Federal Representative
- Preceded by: Chris Ngoro Agibe
- Constituency: Boki/Ikom

Personal details
- Born: Victor Bisong Abang 4 November 1967 (age 58) Bawop, Cross River State, Nigeria
- Occupation: Politician

= Victor Abang =

Nigerian politician

Victor Abang (born on 11 April 1967) is a Nigerian politician who currently serves as a member of the Federal House of Representatives, representing Boki/Ikom constituency of Cross River State in the 10th National Assembly. He succeeded Chris Ngoro Agibe.

== Early life ==
He was born in Bawop, Boki Local Government Area of Cross River State on 11 April 1967.

== Political career ==
Victor Abang served as Chief Legislative Aide to Senate President Ken Nnamani from 2005 to 2007. He later served as Special Assistant on Public Affairs to the President of the Senate from 2007 to 2016.

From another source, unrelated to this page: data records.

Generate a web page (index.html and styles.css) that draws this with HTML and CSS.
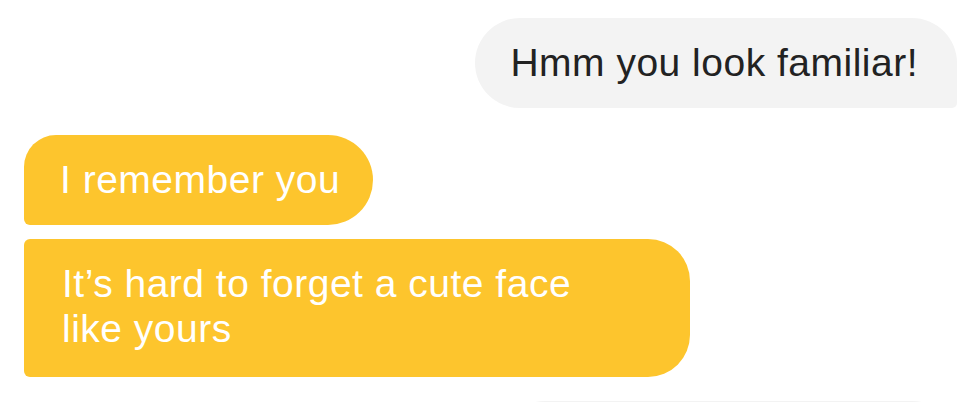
FILE: index.html
```html
<!DOCTYPE html>
<html>
<head>
<meta charset="utf-8">
<link rel="stylesheet" href="styles.css">
</head>
<body>
<div class="chat">
  <div class="msg out">Hmm you look familiar!</div>
  <div class="group">
    <div class="msg in first">I remember you</div>
    <div class="msg in last">It’s hard to forget a cute face<br>like yours</div>
  </div>
  <div class="msg out next">&nbsp;</div>
</div>
</body>
</html>
```
FILE: styles.css
```css
html, body {
  margin: 0;
  padding: 0;
  background: #ffffff;
  overflow: hidden;
}
.chat {
  box-sizing: border-box;
  height: 402px;
  overflow: hidden;
  display: flex;
  flex-direction: column;
  padding: 18px 23px 0 24px;
  font-family: "Liberation Sans", Arial, sans-serif;
  font-size: 39px;
  letter-spacing: 0.5px;
  line-height: 45px;
}
.msg {
  box-sizing: border-box;
  flex-shrink: 0;
}
.out {
  align-self: flex-end;
  background: #f3f3f3;
  color: #222222;
  height: 90px;
  padding: 22px 39px 23px 35px;
  border-radius: 45px 45px 5px 45px;
}
.group {
  display: flex;
  flex-direction: column;
  align-items: flex-start;
  gap: 14px;
  margin-top: 27px;
  flex-shrink: 0;
}
.in {
  background: #fdc52d;
  color: #ffffff;
}
.first {
  height: 90px;
  padding: 22px 33px 23px 36px;
  border-radius: 32px 45px 45px 6px;
}
.last {
  height: 138px;
  padding: 22px 38px 26px 38px;
  width: 666px;
  border-radius: 6px 42px 42px 6px;
}
.next {
  margin-top: 24px;
  width: 457px;
}
```
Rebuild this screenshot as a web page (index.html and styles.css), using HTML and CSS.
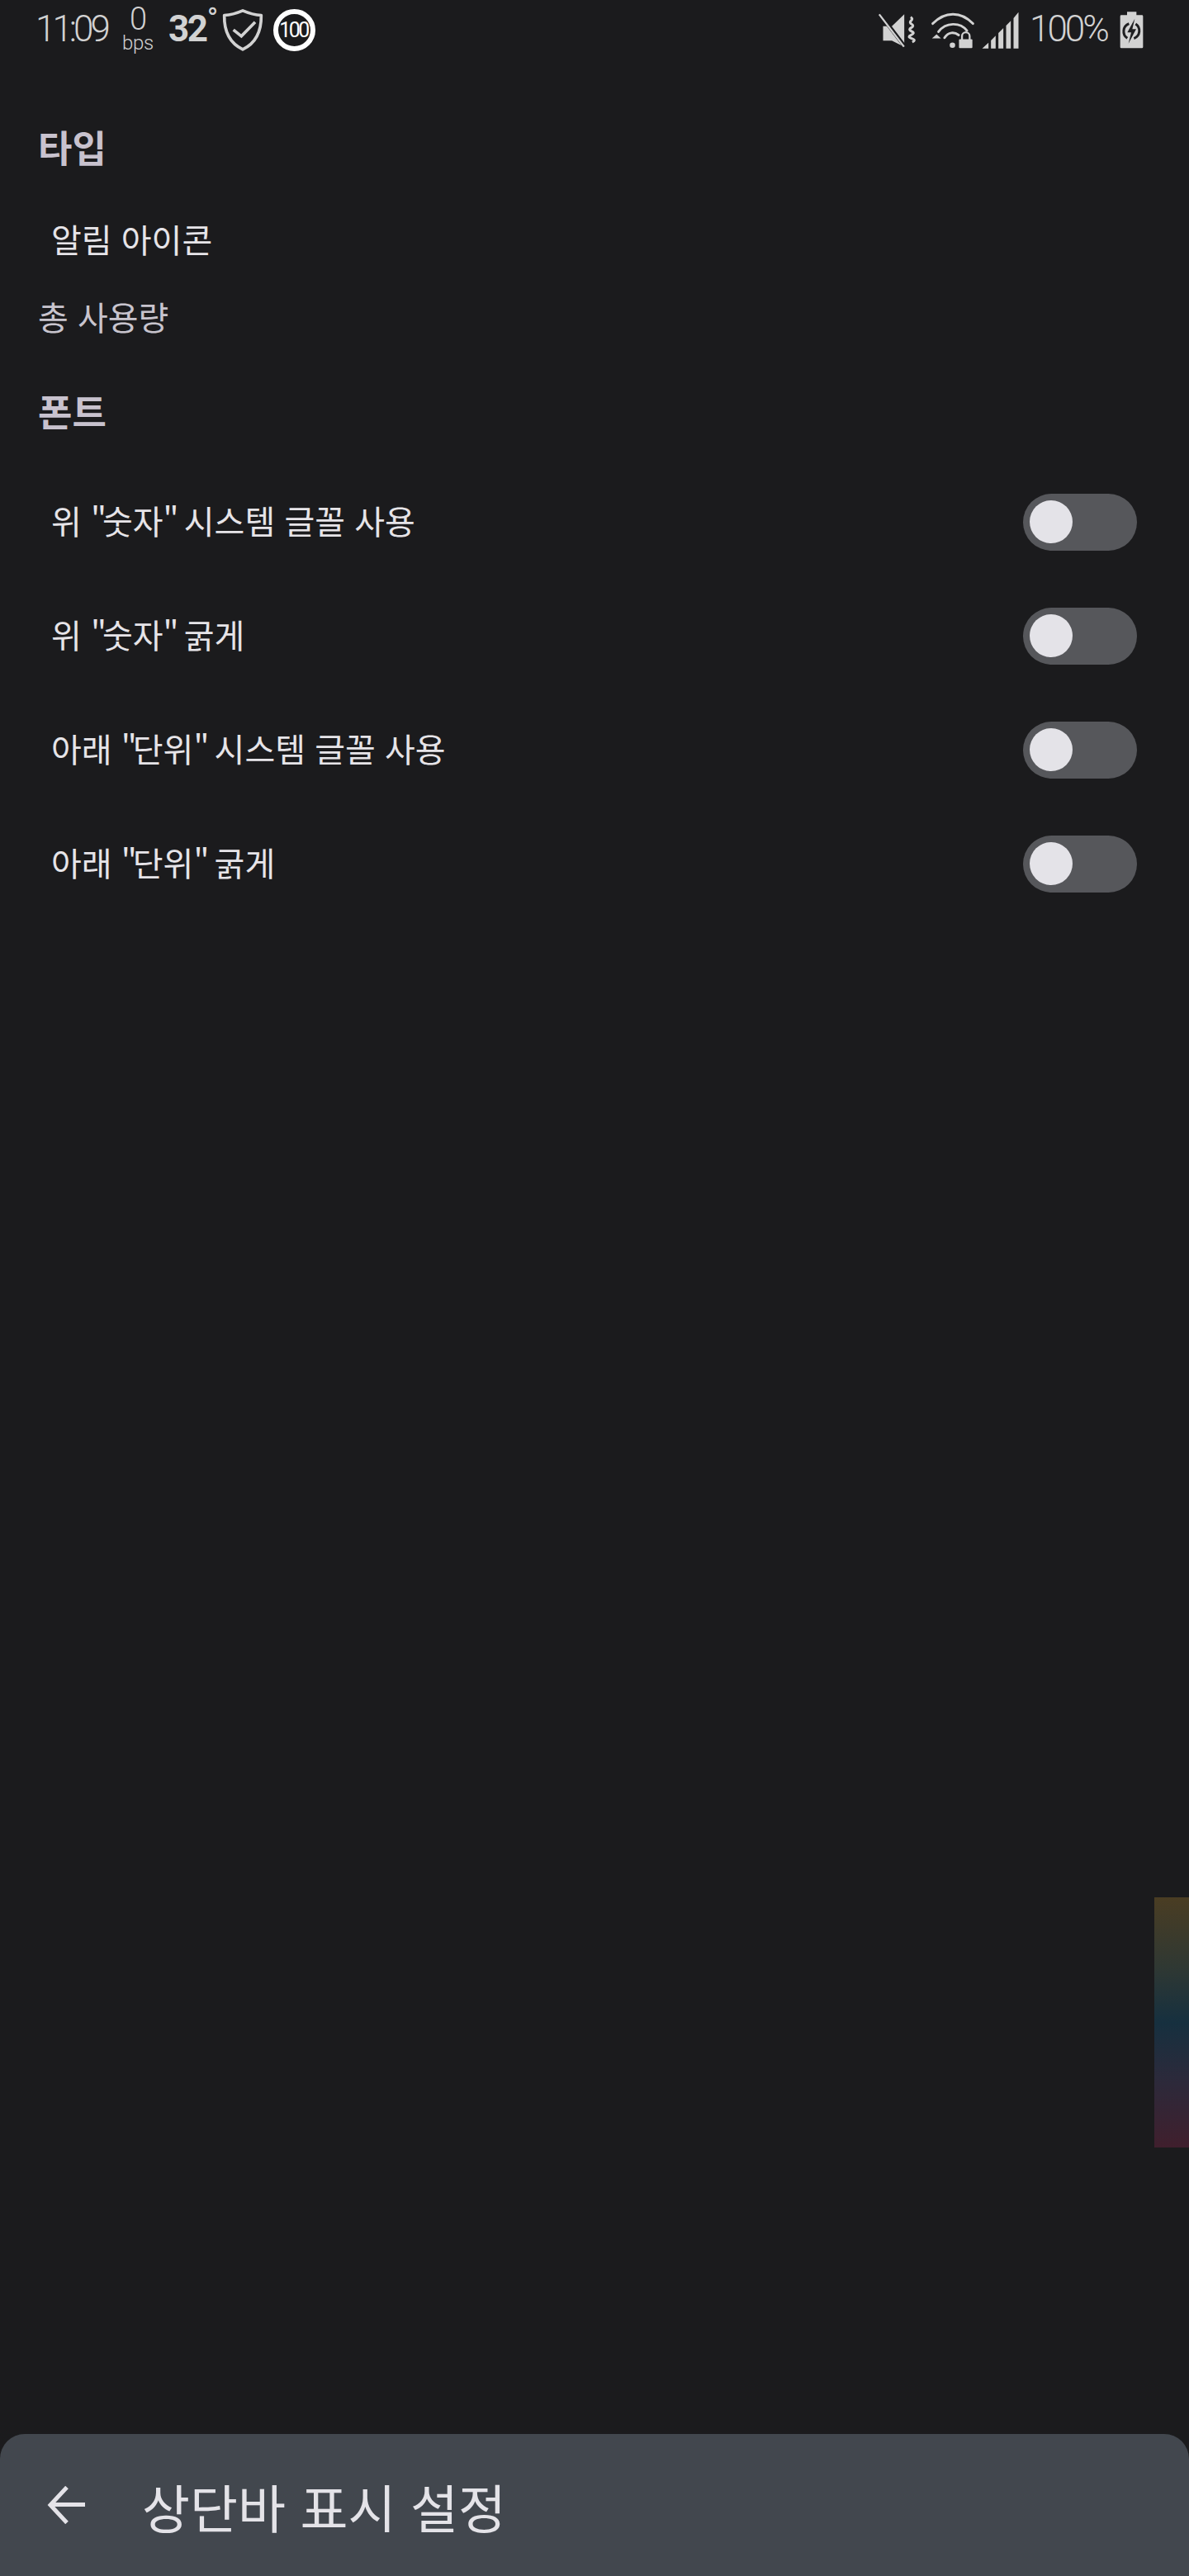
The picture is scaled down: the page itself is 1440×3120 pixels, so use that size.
FILE: index.html
```html
<!DOCTYPE html>
<html lang="ko">
<head>
<meta charset="utf-8">
<title>상단바 표시 설정</title>
<link rel="stylesheet" href="styles.css">
</head>
<body>
<div class="page">
  <header class="status">
    <span class="time">11:09</span>
    <span class="speed"><span class="speed-num">0</span><span class="speed-unit">bps</span></span>
    <span class="temp"><span class="temp-num">32</span><span class="temp-deg">°</span></span>
    <svg class="ic-shield" viewBox="805 30 150 158"><path d="M880 38C852 50 832 54 813 55C812 112 832 156 880 179C928 156 948 112 947 55C928 54 908 50 880 38Z" fill="none" stroke="#d2d2d2" stroke-width="11" stroke-linejoin="round"/><path d="M846 108L875 131L925 80" fill="none" stroke="#d2d2d2" stroke-width="11"/></svg>
    <span class="ring">100</span>
    <span class="status-right">
      <svg class="ic-mute" viewBox="66 42 140 135"><path d="M88 95H120L165 52V170L120 148H88Z" fill="#d2d2d2"/><path d="M70 42L172 176" stroke="#1b1b1d" stroke-width="14"/><path d="M74 52L164 170" stroke="#d2d2d2" stroke-width="7"/><path d="M188 62q10 6 2 13t2 13t-2 13t2 13t-2 13t2 13t2 13" fill="none" stroke="#d2d2d2" stroke-width="9"/></svg>
      <svg class="ic-wifi" viewBox="264 42 158 136"><path d="M271 86C315 40 375 40 418 86" fill="none" stroke="#d2d2d2" stroke-width="9" stroke-linecap="round"/><path d="M292 116C318 80 372 80 396 112" fill="none" stroke="#d2d2d2" stroke-width="9" stroke-linecap="round"/><path d="M314 138C328 116 350 116 366 128" fill="none" stroke="#d2d2d2" stroke-width="9" stroke-linecap="round"/><circle cx="343" cy="165" r="10" fill="#d2d2d2"/><path d="M268 140L285 125L301 140Z" fill="#d2d2d2"/><rect x="367" y="143" width="49" height="33" rx="3" fill="#d2d2d2"/><path d="M378 146V132a14 14 0 0 1 28 0V146" fill="none" stroke="#d2d2d2" stroke-width="7"/></svg>
      <svg class="ic-signal" viewBox="448 42 134 135"><path d="M449 176L472 155V176Z M481 147L498 130V176H481Z M508 120L526 102V176H508Z M536 93L553 76V176H536Z M563 66L581 44V176H563Z" fill="#d2d2d2"/></svg>
      <span class="battery-text">100%</span>
      <svg class="ic-battery" viewBox="350 44 87 135"><path d="M377 45H411V57H431a4 4 0 0 1 4 4V173a4 4 0 0 1-4 4H356a4 4 0 0 1-4-4V61a4 4 0 0 1 4-4H377Z" fill="#d2d2d2"/><path d="M384 88A30 30 0 0 0 378 141M402 142A30 30 0 0 0 408 89" fill="none" stroke="#1f1f21" stroke-width="9"/><path d="M405 70L378 120H392L382 160L410 108H396Z" fill="#1f1f21"/></svg>
    </span>
  </header>

  <main class="content">
    <h2 class="section first">타입</h2>
    <div class="item">알림 아이콘</div>
    <div class="item-dim">총 사용량</div>
    <h2 class="section second">폰트</h2>
    <ul class="rows">
      <li class="row"><span class="label">위 <span class="q">"</span>숫자<span class="q">"</span> 시스템 글꼴 사용</span><span class="toggle"><span class="thumb"></span></span></li>
      <li class="row"><span class="label">위 <span class="q">"</span>숫자<span class="q">"</span> 굵게</span><span class="toggle"><span class="thumb"></span></span></li>
      <li class="row"><span class="label">아래 <span class="q">"</span>단위<span class="q">"</span> 시스템 글꼴 사용</span><span class="toggle"><span class="thumb"></span></span></li>
      <li class="row"><span class="label">아래 <span class="q">"</span>단위<span class="q">"</span> 굵게</span><span class="toggle"><span class="thumb"></span></span></li>
    </ul>
  </main>

  <div class="edge-strip"></div>

  <footer class="bar">
    <svg class="ic-back" viewBox="0 0 47 46"><path d="M46 22.500H4M24 1.500L4 23L24 44.500" fill="none" stroke="#e4e3e8" stroke-width="5"/></svg>
    <span class="bar-title">상단바 표시 설정</span>
  </footer>
</div>
</body>
</html>
```

FILE: styles.css
```css
* { box-sizing: border-box; }
html, body { margin: 0; padding: 0; background: #1b1b1d; }
.page {
  position: relative;
  width: 1440px;
  height: 3120px;
  overflow: hidden;
  display: flex;
  flex-direction: column;
  background: #1b1b1d;
  font-family: "Noto Sans CJK KR", "Noto Sans", sans-serif;
}

.status {
  height: 70px;
  display: flex;
  align-items: flex-start;
  padding-left: 43px;
  color: #d2d2d2;
  font-family: Roboto, sans-serif;
  flex: none;
}
.time { width: 97px; margin-top: 10px; font-size: 44px; line-height: 50px; font-weight: 300; letter-spacing: -4px; }
.speed { width: 54px; display: flex; flex-direction: column; align-items: center; }
.speed-num { margin-top: 4px; font-size: 38px; line-height: 38px; font-weight: 300; letter-spacing: -1px; }
.speed-unit { font-size: 24px; line-height: 20px; font-weight: 300; letter-spacing: -.3px; }
.temp { width: 75px; margin-top: 10px; margin-left: 10px; display: flex; }
.temp-num { font-size: 44px; line-height: 50px; font-weight: 700; letter-spacing: -2.400px; }
.temp-deg { font-size: 36px; line-height: 30px; margin-left: 1px; margin-top: -2px; font-weight: 400; }
.ic-shield { width: 50px; height: 53px; margin-top: 10px; margin-left: -10px; }
.ring {
  width: 51px;
  height: 51px;
  margin: 11px 0 0 12px;
  border: 6px solid #fff;
  border-radius: 50%;
  display: flex;
  align-items: center;
  justify-content: center;
  color: #fff;
  font-size: 25px;
  letter-spacing: -2.500px;
  text-indent: -2px;
}
.status-right { margin-left: auto; display: flex; align-items: flex-start; padding-right: 55px; }
.ic-mute { width: 47px; height: 45px; margin: 14px 0 0 0; }
.ic-wifi { width: 53px; height: 45px; margin: 14px 0 0 18px; }
.ic-signal { width: 45px; height: 45px; margin: 14px 0 0 9px; }
.battery-text { width: 110px; margin: 10px 0 0 13px; font-size: 44px; line-height: 50px; font-weight: 300; letter-spacing: -3px; }
.ic-battery { width: 29px; height: 45px; margin: 14px 0 0 -1px; }

.content { flex: 1; padding-top: 78px; }
.section { margin: 0; height: 60px; line-height: 60px; padding-left: 46px; font-size: 45px; font-weight: 700; color: #c8c2ce; }
.section.second { margin-top: 54px; }
.item { margin-top: 50px; height: 62px; line-height: 62px; padding-left: 62px; font-size: 40px; color: #e6e4e8; }
.item-dim { margin-top: 32px; height: 62px; line-height: 62px; padding-left: 46px; font-size: 40px; color: #c8c4cd; }
.rows { list-style: none; margin: 35px 0 0; padding: 0; }
.row {
  height: 138px;
  padding: 35px 63px 34px 62px;
  display: flex;
  align-items: center;
  justify-content: space-between;
  font-size: 40px;
  color: #e6e4e8;
}
.label { margin-bottom: 6px; }
.q { letter-spacing: -5px; }
.toggle { width: 138px; height: 69px; padding: 8px; border-radius: 35px; background: #56575b; display: flex; flex: none; }
.thumb { width: 52px; height: 52px; border-radius: 50%; background: #e4e3e8; }

.edge-strip {
  position: absolute;
  right: 0;
  top: 2298px;
  width: 42px;
  height: 303px;
  background: linear-gradient(to bottom, #4a3d23 0%, #2f3833 28%, #16303f 50%, #2b2a3b 72%, #401f2d 100%);
}

.bar {
  height: 172px;
  flex: none;
  display: flex;
  align-items: center;
  padding: 0 0 0 57px;
  background: #42474e;
  border-radius: 30px 30px 0 0;
}
.ic-back { width: 47px; height: 46px; flex: none; }
.bar-title { margin-left: 68px; font-size: 63px; color: #e4e3e8; }
```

From 2016 to 2019 he served as the chief of staff to the chairman of the Niger Delta Development Commission (NDDC).

He was elected to the House of Representatives in 2023, representing the Ikom/Boki Federal Constituency.

In May 2026, Abang emerged as the All Progressives Congress (APC) candidate for the Ikom/Boki Federal Constituency after the party resolved internal disagreements over a proposed consensus arrangement and conducted direct primaries in the constituency.

== Legislative activities ==
As a member of the House of Representatives, Victor Abang has supported and engaged in legislative activities focused on security, community development, and constituency representation.

In 2023, he introduced a bill seeking the establishment of an Elite Sheriff Corps, which passed its first reading in the House of Representatives.

He also introduced the bills seeking for the establishments of a Federal College of Agriculture and Forestry in Okundi, Boki; a Federal Medical Centre in Boki; and the Federal College of Education (Technical) in Ikom.

He has raised concerns over insecurity affecting border communities in Cross River State and has called for government intervention to address the situation.

Abang has also participated in peace building efforts aimed at resolving communal disputes between the Boje and Isobendeghe communities in Cross River State.

He has undertaken constituency projects and empowerment programmes across the Ikom/Boki Federal Constituency during his tenure in the National Assembly.